** start Source data **

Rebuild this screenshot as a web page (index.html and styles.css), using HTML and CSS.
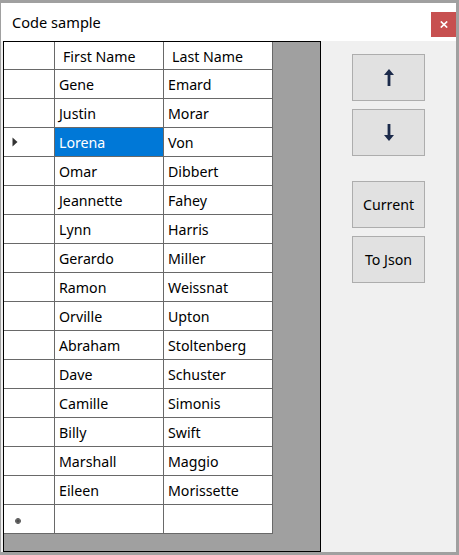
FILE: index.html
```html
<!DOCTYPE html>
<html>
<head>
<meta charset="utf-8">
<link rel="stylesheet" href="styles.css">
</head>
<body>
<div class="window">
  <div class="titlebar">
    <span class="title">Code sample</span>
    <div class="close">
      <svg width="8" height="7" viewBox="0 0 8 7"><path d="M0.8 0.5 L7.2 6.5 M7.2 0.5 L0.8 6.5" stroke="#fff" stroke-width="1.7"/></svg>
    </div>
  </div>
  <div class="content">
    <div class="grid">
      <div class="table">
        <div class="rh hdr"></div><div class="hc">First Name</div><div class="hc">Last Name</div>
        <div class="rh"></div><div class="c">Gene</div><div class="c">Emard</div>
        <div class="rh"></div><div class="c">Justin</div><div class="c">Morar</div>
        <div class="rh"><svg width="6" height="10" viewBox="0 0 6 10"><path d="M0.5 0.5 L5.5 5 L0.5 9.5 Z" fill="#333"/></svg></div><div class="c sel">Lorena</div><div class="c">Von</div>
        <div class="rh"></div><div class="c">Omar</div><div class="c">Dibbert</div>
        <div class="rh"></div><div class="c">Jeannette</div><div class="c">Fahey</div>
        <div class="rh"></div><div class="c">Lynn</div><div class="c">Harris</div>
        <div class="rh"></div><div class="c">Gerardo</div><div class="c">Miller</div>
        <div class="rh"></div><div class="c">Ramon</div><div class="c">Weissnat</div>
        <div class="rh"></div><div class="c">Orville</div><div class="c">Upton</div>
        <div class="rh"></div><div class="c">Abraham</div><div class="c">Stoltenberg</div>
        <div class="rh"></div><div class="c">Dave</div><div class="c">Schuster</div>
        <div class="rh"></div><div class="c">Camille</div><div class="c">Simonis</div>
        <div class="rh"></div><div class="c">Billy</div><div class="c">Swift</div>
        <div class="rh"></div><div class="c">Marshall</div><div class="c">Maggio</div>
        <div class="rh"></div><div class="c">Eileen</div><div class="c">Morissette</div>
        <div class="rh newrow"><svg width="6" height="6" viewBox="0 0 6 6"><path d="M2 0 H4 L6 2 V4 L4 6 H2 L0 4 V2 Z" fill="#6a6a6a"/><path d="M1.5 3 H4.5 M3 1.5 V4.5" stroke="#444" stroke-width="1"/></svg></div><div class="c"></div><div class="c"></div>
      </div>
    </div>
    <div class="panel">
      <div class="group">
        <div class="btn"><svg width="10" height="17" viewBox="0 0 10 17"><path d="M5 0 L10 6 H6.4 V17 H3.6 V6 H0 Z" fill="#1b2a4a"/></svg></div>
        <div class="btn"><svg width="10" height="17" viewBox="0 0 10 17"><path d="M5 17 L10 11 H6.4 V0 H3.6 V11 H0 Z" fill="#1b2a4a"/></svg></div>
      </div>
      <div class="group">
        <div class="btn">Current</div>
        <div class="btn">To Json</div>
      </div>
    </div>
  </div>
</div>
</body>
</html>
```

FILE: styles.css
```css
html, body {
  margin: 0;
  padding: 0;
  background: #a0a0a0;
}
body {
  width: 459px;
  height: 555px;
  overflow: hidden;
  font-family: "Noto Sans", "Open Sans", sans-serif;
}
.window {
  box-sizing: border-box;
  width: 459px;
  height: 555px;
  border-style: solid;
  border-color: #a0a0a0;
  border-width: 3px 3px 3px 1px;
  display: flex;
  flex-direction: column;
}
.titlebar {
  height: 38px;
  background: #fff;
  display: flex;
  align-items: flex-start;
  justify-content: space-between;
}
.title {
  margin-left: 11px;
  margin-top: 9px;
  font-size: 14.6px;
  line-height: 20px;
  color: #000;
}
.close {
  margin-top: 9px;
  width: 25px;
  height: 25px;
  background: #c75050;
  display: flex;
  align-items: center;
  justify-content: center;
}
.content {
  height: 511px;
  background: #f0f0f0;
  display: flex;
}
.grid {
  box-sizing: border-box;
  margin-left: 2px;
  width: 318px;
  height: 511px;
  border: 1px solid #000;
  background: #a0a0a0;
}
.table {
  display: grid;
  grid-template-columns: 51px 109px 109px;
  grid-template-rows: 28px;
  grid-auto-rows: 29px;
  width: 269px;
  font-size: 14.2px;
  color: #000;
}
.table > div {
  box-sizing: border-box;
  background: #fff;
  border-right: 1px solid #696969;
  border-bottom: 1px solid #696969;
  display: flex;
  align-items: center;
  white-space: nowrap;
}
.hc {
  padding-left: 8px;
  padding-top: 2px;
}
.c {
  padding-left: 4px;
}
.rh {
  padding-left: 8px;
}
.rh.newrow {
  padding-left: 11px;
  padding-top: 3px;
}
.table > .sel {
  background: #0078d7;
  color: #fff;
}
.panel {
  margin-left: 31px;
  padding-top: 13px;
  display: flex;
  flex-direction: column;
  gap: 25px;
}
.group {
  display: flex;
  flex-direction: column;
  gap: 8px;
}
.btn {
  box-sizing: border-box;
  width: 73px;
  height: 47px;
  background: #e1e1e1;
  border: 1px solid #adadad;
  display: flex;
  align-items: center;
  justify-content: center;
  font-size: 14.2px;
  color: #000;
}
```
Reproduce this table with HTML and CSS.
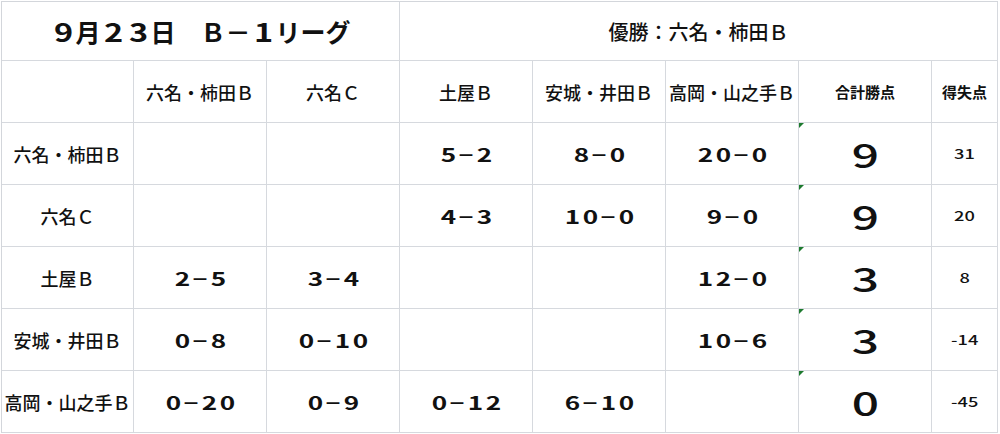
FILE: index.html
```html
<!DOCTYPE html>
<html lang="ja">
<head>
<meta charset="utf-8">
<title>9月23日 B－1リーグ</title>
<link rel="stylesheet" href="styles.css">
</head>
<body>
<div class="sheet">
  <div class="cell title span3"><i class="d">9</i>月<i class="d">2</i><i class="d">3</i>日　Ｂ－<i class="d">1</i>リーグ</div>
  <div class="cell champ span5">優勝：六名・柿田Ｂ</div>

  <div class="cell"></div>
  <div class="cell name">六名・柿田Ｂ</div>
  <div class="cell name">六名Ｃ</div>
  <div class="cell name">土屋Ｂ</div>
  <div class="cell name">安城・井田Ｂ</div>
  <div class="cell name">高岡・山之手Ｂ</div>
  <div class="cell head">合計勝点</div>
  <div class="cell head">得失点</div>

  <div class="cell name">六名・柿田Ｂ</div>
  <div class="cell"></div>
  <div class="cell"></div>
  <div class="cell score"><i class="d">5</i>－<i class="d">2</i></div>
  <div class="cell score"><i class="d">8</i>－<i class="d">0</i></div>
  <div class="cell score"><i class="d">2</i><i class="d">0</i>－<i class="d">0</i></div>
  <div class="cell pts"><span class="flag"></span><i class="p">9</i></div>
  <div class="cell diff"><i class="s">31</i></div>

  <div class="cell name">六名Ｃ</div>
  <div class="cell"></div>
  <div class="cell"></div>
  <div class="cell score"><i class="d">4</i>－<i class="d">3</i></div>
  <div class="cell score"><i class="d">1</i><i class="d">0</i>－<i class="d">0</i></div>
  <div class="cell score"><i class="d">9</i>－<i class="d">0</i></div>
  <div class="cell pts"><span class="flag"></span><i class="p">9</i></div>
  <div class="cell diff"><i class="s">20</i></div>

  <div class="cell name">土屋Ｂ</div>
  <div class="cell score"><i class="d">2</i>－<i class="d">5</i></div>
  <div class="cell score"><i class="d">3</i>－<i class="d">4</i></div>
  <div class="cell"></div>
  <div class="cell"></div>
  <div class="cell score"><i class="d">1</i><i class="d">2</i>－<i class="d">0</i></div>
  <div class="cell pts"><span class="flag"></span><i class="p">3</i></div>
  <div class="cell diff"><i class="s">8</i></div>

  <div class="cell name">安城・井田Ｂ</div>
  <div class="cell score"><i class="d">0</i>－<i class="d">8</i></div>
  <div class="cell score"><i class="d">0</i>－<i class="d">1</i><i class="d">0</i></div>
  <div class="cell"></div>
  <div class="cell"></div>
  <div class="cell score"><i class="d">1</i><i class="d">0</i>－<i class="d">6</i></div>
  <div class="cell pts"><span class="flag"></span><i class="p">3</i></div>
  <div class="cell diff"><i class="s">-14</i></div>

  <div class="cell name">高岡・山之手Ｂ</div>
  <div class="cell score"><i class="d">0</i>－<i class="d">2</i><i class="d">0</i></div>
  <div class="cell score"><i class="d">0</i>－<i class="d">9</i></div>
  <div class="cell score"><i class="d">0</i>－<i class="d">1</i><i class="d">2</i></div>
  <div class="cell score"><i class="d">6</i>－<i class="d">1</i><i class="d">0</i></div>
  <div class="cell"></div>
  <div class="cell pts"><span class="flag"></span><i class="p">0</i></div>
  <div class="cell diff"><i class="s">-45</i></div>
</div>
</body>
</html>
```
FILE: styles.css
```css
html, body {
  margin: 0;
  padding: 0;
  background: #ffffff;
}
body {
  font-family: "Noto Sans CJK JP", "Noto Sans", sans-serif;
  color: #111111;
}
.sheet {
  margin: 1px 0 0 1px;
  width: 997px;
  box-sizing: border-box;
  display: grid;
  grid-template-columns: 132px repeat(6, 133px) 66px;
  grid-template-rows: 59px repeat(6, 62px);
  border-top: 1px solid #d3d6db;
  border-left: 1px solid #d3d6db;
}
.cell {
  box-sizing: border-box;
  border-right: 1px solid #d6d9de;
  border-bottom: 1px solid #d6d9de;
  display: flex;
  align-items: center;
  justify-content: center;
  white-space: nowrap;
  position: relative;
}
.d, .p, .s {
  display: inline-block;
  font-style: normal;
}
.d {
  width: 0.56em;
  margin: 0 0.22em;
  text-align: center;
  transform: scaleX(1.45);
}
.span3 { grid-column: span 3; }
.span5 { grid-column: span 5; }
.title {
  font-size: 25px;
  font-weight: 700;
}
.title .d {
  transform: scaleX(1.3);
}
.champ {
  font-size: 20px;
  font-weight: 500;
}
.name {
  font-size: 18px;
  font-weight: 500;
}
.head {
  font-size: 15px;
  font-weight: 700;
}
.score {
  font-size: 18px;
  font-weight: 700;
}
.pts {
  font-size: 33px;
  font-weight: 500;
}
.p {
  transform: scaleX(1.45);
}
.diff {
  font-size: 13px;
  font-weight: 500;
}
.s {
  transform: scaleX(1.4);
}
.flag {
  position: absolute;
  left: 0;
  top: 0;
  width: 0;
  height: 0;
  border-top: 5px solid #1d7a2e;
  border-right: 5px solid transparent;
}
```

** end Source data **

### Your instructions
Tell how many lines in the records above contain "table", giving the number and no other words.

### Full answer
5